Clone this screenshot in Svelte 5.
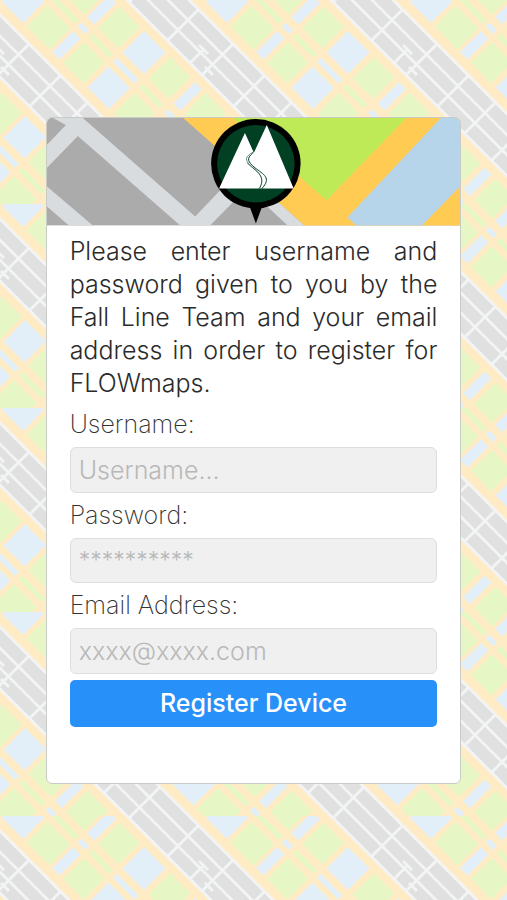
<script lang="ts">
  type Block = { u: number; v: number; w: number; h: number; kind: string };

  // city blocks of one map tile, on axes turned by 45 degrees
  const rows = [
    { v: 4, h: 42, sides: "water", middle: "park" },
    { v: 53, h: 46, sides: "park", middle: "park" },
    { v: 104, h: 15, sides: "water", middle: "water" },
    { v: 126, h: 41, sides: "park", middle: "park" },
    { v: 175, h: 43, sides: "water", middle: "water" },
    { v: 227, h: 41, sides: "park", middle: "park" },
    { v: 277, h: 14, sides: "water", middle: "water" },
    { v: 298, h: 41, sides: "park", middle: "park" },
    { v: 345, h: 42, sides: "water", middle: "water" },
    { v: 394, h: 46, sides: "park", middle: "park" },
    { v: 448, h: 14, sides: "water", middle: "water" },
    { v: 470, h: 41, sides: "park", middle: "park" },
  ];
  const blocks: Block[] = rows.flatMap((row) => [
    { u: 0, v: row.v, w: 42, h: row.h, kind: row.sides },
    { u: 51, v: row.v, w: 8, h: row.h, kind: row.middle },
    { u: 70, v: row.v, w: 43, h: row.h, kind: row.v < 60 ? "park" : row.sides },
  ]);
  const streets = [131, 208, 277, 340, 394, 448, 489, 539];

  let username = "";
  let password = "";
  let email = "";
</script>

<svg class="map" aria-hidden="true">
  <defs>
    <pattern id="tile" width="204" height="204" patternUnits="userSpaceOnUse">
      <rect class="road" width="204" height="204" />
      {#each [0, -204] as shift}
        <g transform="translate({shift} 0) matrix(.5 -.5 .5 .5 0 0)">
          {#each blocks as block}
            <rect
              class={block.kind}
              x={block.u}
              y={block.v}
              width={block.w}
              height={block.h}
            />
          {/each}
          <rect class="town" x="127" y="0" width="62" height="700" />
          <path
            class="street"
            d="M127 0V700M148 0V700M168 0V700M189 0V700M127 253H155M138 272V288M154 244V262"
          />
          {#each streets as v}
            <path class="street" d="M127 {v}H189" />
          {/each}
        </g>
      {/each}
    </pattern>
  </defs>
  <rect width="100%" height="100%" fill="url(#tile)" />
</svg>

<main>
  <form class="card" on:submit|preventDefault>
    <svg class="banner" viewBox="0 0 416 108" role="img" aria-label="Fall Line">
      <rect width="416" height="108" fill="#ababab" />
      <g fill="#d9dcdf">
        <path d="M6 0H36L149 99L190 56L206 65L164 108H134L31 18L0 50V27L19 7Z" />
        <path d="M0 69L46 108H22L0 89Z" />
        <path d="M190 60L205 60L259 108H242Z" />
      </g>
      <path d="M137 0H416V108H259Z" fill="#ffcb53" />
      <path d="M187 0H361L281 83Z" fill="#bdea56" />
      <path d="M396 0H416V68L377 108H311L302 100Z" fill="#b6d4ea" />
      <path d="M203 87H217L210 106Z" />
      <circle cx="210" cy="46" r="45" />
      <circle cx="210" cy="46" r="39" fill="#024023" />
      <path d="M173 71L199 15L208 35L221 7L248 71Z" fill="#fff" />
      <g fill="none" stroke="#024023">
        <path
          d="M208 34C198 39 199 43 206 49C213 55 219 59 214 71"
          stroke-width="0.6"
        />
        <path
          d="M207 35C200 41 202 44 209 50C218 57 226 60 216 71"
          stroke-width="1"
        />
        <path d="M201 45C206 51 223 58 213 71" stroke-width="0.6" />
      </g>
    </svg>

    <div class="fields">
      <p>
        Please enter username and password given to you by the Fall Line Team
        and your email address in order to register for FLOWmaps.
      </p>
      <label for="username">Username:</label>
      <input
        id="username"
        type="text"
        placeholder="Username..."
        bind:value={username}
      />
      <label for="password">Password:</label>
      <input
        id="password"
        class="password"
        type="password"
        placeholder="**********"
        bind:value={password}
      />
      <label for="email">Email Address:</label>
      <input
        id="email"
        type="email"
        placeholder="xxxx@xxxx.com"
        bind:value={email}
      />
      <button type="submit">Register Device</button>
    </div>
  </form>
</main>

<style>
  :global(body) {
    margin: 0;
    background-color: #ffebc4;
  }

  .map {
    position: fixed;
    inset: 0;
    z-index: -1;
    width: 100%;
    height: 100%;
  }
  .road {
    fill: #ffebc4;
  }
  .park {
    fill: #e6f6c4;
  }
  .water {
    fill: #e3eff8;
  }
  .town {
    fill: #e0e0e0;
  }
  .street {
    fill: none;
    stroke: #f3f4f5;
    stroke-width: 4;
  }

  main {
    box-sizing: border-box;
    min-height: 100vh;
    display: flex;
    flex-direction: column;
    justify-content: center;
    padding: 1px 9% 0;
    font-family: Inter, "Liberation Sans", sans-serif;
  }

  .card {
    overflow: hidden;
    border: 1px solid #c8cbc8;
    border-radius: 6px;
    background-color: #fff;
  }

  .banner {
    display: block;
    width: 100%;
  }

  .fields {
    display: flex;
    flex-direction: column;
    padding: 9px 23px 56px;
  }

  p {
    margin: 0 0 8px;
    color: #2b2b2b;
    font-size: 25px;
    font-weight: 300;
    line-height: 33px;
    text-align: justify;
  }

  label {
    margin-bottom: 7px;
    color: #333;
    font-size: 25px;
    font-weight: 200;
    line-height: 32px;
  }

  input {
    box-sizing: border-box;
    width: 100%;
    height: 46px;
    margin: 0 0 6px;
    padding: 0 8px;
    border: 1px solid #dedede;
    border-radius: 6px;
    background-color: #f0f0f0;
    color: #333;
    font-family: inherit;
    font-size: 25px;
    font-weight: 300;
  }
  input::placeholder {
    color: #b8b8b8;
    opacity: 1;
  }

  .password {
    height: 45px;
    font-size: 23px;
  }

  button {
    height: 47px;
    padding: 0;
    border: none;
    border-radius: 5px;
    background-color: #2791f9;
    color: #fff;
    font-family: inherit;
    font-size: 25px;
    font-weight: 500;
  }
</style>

▶ [WHAT YOU SHOULD DO] Pictures stay out. Print the data exactly, from its first line through the line containing "number; v: number;".

▶ [FULL RESPONSE]
Clone this screenshot in Svelte 5.
<script lang="ts">
  type Block = { u: number; v: number; w: number; h: number; kind: string };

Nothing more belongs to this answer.